Desmatochelys was een grote zeeschildpad, waarvan sommige exemplaren wel twee meter lang konden worden. De in 1893 ontdekte schedel heeft een lengte van 205 millimeter. Leden van het geslacht worden gekenmerkt door het verlengde schedeldak, grote neusbeenderen en een peddelachtig opperarmbeen, evenals een duidelijke pantser en verminderde plastron zoals andere protostegiden.
Beide soorten delen slechts één onderscheidend kenmerk: de halswervels hebben lange rechthoekige zijuitsteeksels die in het midden van het wervellichaam geplaatst zijn.
Desmatochleys padillai onderscheidt zich van andere bekende protostegiden in vijf kenmerken. Het neusgat is groter en is in bovenaanzicht meer naar voren gericht. De pterygoïden zijn breder in onderaanzicht. Bij de halswervels is het uitsteeksel op de onderzijde breder met een plat tot licht hol ondervlak. Het bovenvlak van de wervelbogen is glad zonder kielen, met een ondiepe uitholling op de middenlijn. Het centrale heeft een rechthoekig en langwerpig profiel.
Exemplaren van Desmatochelys zijn gevonden in Nebraska, South Dakota, Kansas, Arizona, Canada, Colombia en Mexico. Het is bekend dat ze leefden tijdens het Laat-Krijt langs de westelijke binnenzee en hun verspreidingsgebied kan zich hebben uitgebreid tot de Pacifische kust. Desmatochelys had, net als moderne zeeschildpadden, een brede geografische spreiding in de oceanen.
Wat de stratigrafische verspreiding betreft, wordt algemeen aanvaard dat Desmatochelys beperkt was tot het Krijt, met voorkomens variërend van het Barremien tot het Campanien.
Er is niets bekend over de voortplantingsstrategie van deze schildpad, met uitzondering van zijn ei-ontwikkeling. Er wordt verondersteld dat Desmatochelys harde eieren heeft gelegd in plaats van de eieren met een zachte schaal die typerend zijn voor bestaande zeeschildpadden, zoals een nauw verwante protostegide heeft aangetoond.
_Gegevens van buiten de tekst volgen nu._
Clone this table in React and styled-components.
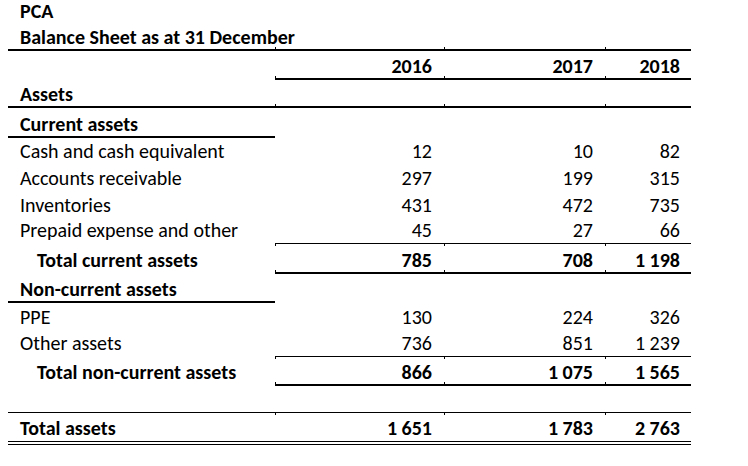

Aanvankelijk vormde Desmatochelys zijn eigen familie Desmatochelydae. Later werd het opnieuw toegewezen aan de familie Protostegidae. Er is enige discussie onder de paleontologische gemeenschap over de plaatsing van Protostegidae (en dus Desmatochelys) binnen de schildpadfylogenie. Volgens Elizabeth L. Nicholls moet het geslacht ook worden uitgebreid met nauw verwante leden die momenteel tot Notochelone en Rhinochelys behoren. Vanaf 2019 bevat Desmatochelys de twee eerder genoemde soorten, behoort het tot de familie Protostegidae en wordt het in de stam van Chelonioidea geplaatst - met andere woorden, het wordt beschouwd als een geslacht van basale schildpadden.